DOIS FILMES E UM LIMITE PARA A INSÂNIA
ago 17th, 2010 | Por Nei Duclós | Categoria: CrônicasNei Duclós
Filmes americanos mergulham fundo no poço social, mas parecem estar proibidos de sugerir desesperança. Há sempre um happy end para situações limite, para transgressões pesadas, para a aparente perdição dos personagens. A cidadania entra numa espiral de loucura, mas algo acima dela, ou parte indissolúvel dela, serve como amparo, rede de proteção, parâmetro e acaba se impondo. Por mais que se esgarcem as vidas na droga, no crime, na mentira, na indisciplina, na culpa, há sempre um desfecho favorável. Felizmente, em alguns filmes, como os dois que vi nestes dias, sem a babaquice tradicional dessa solução cinematográfica.
Nem sempre o happy end é alienação. Pode ser uma forma encontrada para resgatar as intenções originais que levaram os personagens a se enredarem no erro ou no vício. O policial que se joga numa cadeia imunda e inundada para salvar um preso começa, por força desse evento, a sofrer dores crônicas nas costas e por isso se vicia em sedativos e acaba migrando para o crack, a cocaína e a heroína, numa espiral cada vez mais insana. Ele acaba se aliando a um traficante para descobrir os responsáveis por um massacre de cinco pessoas e também para pagar suas dívidas de jogo na Nova Orleans depois do furacão Katrina.

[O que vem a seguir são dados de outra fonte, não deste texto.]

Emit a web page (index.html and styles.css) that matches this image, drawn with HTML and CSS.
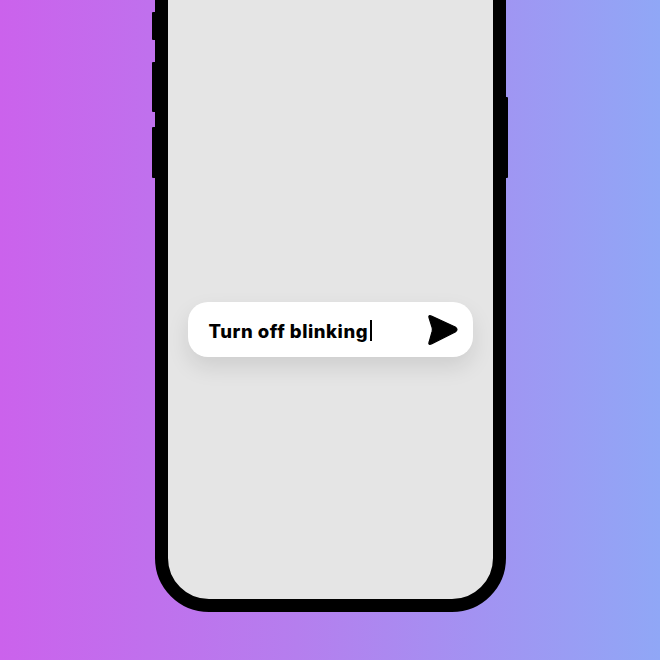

A mulher abandonada pelo marido jogador e com dois filhos, que ganha pouco numa loja de quinta categoria e precisa terminar de pagar a casa nova, se alia a uma índia siowk na fronteira dos Estados Unidos com o Canadá para contrabandear imigrantes ilegais. Histórias que geraram dois estupendos filmes lançados em 2009. O primeiro é de Werner Herzog, The Bad Liutenant – The Call of New Orleans, com um incontrolável e arrasador Nicolas Cage contracenando com a diva Eva Mendes. E o outro é The Frozen River, da cineasta Courtney Hunt, com Melissa Leo, ambas indicadas para o Oscar.
Os dois filmes contam com a hostilidade da paisagem como definidora do perfil dos seus principais personagens. Na cidade destruída pelo furacão, Nicolas Cage é um inventariante de ruínas, colecionando despojos ao longo de uma investigação criminal que se aprofunda cada vez mais num beco sem saída, onde o mundo oficial dos promotores, políticos e advogados acabam contaminando a investigação e pressionando os agentes para um impasse. Mas a vocação do, policial persiste e mantem sua hegemonia numa vida pessoal que se desviou temporariamente.
E o rio congelado, coração do enclave indígena em território minado da fronteira, é o estado emocional dos habitantes do lugar, em que o filho adolescente perde a confiança na mãe, esta perde a confiança no mundo do emprego, os indígenas desconfiam de pessoas da sua tribo, os policiais estão sempre de olho nos nativos, culpados de nascença. Há famílias, partidas, vidas sem sentido, dor. Mas há mães protegendo filhos e isso acaba salvando vidas.
Tanto Cage quanto Melissa se deixam levar pelo turbilhão de eventos que os empurram para a tragédia. Mas no caminho encontram solidariedade (no caso de Melissa, que abre mão de sua segurança em favor da amiga índia) e amor (Eva Mendes serve de inspiração para o ensadencido Cage romper seu ciclo de demência e enfim encontrar um pouso seguro num relacionamento a longo prazo). A mulher da paisagem gelada acaba presa e o policial de Nova Orleans continua nas drogas, mas pelo menos eles se livram da insânia total em que se meteram. Há limites para a loucura, proporcionado pela solidez nacional, em quem instituições, como a Justiça e a Polícia, funcionam, apesar da corrupção e do preconceito.
Muito diferente do Brasil, onde a violência descamba para o descontrole absoluto (147 mil assassinatos em três anos, segundo estatísticas oficiais), como vimos em Cidade de Deus, Tropa de Elite ou Carandiru. Nós perdemos a forma, a sociedade estabilizada em que as leis funcionam, mesmo quando há caos. Os americanos procuram manter a forma tradicional, apesar das mudanças, fazendo com que todo o tipo de transgressão não ameacem os valores nacionais. Perderam a noção do perigo, pois o que eles estão cavando fora das fronteiras, nas guerras impunes onde se metem, acabam se refletindo pesadamente na estrutura que montaram e que está fazendo água.
Por enquanto funciona, mas pode chegar um momento em que se verão como nós, frente a frente com o que há de pior: nenhum lugar para onde escapar, devorados por nossos erros, sem poder restabelecer a ponte com a paz verdadeira, que é o convívio social e a violência sob controle.